I think many Australians are concerned generally about where the line has been drawn under the terrorism laws brought in under the Howard government and never repealed. This is a part of something larger. The surveillance powers that are gradually creeping in, year on year, amendment by amendment, are part of something much larger. The Victorian Acting Privacy Commissioner spoke in no uncertain terms at a recent hearing when he said:

Since 2001 terrorism laws have stripped away many of the civil rights built up in the history of the common law, which are essential to maintaining a democracy …

The prohibition against torture, for example, was previously considered absolute. I want to know whether it is any longer. No, we can no longer say that that prohibition is considered absolute in free and democratic countries such as Australia, because it has been used, excused and instrumentalised, and as such it has taken a human rights framework in the international community back decades or longer. Senator Wright proposed an inquiry into the treatment of Australian citizen David Hicks in Guantanamo Bay where he was allegedly chemically tortured. This is one such example of the erosion under these terrorism powers.

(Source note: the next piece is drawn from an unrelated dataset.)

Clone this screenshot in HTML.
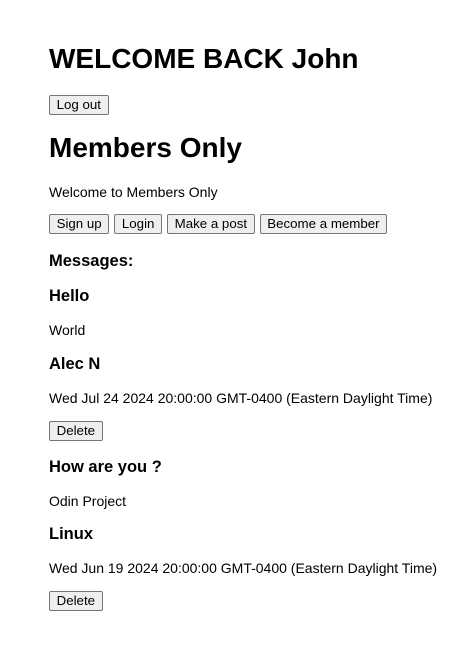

I congratulate Australia's Attorney-General for at least referring these matters to the joint committee. Senator Brandis, who has joined us in the chamber, is on that committee. But we know that this proposal has been two years in the making, under secret talks with the industry—talks that, evidently, the Australian people were not trusted to be brought in on. Why should we then trust that this collected material will not be used and abused? Why should we trust that it will stay secure when, as recently as last week on the front page of the Sydney MorningHerald, we read about corrupt police using telecommunications intercepts to spy on honest police? This is unbelievable. I do not trust this government with these powers. I would not trust an Abbott government with these powers. And I would not trust a Greens government with powers such as these. These powers should be unconditionally condemned.